**Given problem:**
Repeat, exactly and only, the lines from the beginning of the data through the line with "const HEAD = 'bg-[#e6e6e6]';". Pictures are left out.

═══ Information shown ═══

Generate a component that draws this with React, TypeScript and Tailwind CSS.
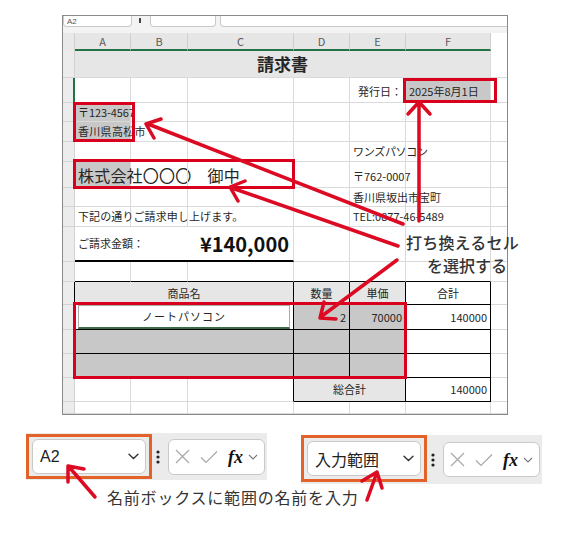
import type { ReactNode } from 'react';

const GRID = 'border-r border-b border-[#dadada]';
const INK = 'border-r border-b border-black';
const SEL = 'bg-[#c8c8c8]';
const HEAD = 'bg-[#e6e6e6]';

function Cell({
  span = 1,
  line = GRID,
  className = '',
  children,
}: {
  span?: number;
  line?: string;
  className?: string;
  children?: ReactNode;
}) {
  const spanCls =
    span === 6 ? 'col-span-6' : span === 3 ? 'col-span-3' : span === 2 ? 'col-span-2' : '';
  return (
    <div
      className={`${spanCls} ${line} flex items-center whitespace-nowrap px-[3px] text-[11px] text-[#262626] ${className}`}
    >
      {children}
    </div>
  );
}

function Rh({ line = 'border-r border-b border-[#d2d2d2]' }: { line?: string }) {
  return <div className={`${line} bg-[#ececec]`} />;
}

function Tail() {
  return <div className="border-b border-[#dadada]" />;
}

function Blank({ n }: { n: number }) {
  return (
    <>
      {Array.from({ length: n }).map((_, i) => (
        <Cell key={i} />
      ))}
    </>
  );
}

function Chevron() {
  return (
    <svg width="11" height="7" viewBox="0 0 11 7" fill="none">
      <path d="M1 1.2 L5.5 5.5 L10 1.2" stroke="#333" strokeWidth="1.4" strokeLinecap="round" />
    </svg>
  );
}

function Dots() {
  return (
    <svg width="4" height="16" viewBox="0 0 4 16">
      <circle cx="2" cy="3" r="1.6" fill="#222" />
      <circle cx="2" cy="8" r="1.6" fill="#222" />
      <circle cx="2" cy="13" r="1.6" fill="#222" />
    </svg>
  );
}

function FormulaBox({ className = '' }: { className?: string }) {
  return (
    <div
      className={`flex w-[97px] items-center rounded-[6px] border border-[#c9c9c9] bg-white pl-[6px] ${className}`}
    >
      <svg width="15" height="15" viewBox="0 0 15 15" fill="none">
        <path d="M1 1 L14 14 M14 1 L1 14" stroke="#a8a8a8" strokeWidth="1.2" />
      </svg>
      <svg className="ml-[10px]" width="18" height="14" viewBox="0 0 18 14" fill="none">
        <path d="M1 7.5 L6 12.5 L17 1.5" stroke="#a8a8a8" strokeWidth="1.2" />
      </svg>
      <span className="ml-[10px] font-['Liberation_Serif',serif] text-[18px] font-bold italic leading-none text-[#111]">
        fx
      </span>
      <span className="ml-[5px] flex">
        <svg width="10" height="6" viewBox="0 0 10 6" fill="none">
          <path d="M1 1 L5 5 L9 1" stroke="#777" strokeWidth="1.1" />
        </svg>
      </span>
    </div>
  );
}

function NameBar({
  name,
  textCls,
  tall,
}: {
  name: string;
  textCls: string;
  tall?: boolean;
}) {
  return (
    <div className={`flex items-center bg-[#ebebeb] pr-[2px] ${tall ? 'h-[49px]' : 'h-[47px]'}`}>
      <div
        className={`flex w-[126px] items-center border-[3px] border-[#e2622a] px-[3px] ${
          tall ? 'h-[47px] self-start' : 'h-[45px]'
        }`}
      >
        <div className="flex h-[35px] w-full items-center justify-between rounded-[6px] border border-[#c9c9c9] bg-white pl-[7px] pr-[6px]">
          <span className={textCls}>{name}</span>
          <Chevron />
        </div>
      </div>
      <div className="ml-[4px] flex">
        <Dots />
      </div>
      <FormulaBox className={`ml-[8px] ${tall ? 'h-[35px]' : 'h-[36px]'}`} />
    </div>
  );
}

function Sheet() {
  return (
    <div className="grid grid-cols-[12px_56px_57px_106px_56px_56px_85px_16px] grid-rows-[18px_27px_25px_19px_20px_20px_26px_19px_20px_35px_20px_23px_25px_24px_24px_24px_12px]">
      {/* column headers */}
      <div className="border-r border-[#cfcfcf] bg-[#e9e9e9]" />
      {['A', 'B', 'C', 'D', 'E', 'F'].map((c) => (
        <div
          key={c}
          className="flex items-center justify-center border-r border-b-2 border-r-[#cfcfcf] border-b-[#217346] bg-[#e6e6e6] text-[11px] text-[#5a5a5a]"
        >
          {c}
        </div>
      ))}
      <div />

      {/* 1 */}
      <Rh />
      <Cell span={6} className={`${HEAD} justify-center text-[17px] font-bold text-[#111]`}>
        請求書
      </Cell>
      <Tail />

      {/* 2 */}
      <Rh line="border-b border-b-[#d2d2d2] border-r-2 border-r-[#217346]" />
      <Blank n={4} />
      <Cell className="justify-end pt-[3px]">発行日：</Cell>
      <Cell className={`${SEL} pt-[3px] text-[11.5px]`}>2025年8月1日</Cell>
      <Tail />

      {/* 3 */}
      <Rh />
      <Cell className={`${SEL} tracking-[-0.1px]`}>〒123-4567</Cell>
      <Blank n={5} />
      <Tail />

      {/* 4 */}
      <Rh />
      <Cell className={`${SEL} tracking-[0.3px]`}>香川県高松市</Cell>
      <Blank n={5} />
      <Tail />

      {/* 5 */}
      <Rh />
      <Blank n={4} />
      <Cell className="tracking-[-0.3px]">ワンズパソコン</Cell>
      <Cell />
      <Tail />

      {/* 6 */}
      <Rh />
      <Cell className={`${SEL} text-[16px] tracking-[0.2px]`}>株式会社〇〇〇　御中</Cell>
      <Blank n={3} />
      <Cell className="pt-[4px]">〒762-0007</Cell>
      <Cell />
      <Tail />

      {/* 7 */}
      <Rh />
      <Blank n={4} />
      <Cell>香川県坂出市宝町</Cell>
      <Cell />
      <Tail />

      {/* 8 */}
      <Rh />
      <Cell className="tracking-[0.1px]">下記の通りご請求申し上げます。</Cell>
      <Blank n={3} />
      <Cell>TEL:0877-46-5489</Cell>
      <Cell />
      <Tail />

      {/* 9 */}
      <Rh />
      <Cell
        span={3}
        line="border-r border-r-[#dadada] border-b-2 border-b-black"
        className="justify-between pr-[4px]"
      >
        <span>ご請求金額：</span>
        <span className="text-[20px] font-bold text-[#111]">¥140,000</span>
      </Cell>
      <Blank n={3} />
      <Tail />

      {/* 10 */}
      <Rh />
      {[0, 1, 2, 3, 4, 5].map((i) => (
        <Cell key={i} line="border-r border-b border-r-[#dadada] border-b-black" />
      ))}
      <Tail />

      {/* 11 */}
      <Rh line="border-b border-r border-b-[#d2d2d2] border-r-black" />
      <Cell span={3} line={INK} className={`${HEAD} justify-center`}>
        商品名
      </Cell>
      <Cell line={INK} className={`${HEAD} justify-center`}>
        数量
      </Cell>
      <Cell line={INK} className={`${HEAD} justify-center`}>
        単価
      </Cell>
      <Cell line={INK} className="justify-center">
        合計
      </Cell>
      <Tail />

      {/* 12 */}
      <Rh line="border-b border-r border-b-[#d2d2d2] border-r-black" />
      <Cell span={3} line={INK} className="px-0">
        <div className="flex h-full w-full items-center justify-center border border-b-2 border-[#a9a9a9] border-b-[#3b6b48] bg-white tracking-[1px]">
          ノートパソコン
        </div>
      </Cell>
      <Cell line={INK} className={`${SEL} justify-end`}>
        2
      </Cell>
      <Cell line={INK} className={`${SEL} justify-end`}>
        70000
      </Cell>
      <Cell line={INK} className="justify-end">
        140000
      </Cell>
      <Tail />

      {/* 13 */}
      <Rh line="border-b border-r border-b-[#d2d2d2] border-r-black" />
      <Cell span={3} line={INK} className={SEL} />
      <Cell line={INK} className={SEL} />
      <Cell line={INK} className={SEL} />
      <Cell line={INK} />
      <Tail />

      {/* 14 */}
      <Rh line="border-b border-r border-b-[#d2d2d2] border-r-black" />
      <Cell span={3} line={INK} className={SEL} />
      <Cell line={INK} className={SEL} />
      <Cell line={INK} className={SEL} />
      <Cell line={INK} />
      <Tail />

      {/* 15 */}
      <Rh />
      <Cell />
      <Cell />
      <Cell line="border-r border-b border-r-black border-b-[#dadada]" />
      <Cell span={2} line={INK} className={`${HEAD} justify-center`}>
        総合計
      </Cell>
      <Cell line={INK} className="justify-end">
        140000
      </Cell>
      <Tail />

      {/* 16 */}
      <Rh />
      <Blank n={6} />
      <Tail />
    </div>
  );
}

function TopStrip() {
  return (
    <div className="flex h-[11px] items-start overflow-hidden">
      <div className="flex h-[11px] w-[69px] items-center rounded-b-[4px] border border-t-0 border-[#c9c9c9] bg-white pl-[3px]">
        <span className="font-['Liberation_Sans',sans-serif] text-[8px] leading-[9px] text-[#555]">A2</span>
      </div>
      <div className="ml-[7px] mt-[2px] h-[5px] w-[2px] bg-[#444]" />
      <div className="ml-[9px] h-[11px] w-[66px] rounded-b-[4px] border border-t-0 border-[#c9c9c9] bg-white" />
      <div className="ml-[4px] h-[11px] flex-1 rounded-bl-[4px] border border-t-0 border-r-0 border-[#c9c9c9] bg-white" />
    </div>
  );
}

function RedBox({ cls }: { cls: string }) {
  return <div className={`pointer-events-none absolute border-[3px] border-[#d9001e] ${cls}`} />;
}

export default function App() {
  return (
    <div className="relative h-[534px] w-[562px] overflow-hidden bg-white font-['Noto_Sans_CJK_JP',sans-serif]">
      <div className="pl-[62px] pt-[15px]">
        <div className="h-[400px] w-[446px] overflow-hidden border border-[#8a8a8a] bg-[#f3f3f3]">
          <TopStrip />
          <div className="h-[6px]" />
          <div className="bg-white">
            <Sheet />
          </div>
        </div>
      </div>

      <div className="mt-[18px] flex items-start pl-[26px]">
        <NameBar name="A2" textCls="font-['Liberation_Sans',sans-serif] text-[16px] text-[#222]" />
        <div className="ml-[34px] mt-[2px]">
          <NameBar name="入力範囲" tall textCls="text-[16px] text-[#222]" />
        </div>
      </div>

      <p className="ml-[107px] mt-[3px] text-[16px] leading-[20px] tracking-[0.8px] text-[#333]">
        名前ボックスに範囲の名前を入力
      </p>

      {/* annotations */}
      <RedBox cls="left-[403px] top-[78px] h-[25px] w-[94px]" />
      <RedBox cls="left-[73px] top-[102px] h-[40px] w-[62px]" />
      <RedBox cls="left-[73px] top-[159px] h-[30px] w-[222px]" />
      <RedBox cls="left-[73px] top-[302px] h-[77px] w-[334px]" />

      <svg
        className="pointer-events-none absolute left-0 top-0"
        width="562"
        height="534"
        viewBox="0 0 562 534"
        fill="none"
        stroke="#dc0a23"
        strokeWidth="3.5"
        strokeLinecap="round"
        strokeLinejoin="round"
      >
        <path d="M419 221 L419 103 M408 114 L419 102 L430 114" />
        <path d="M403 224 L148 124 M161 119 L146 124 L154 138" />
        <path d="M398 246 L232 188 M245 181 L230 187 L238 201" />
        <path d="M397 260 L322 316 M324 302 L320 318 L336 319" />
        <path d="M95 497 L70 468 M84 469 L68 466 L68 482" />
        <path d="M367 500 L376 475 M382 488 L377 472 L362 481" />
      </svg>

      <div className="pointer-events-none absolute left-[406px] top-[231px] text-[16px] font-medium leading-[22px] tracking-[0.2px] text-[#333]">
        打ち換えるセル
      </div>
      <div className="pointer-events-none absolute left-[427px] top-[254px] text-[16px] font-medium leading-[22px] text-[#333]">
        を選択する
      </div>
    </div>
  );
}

═══

**Output of the task:**
Generate a component that draws this with React, TypeScript and Tailwind CSS.
import type { ReactNode } from 'react';

const GRID = 'border-r border-b border-[#dadada]';
const INK = 'border-r border-b border-black';
const SEL = 'bg-[#c8c8c8]';
const HEAD = 'bg-[#e6e6e6]';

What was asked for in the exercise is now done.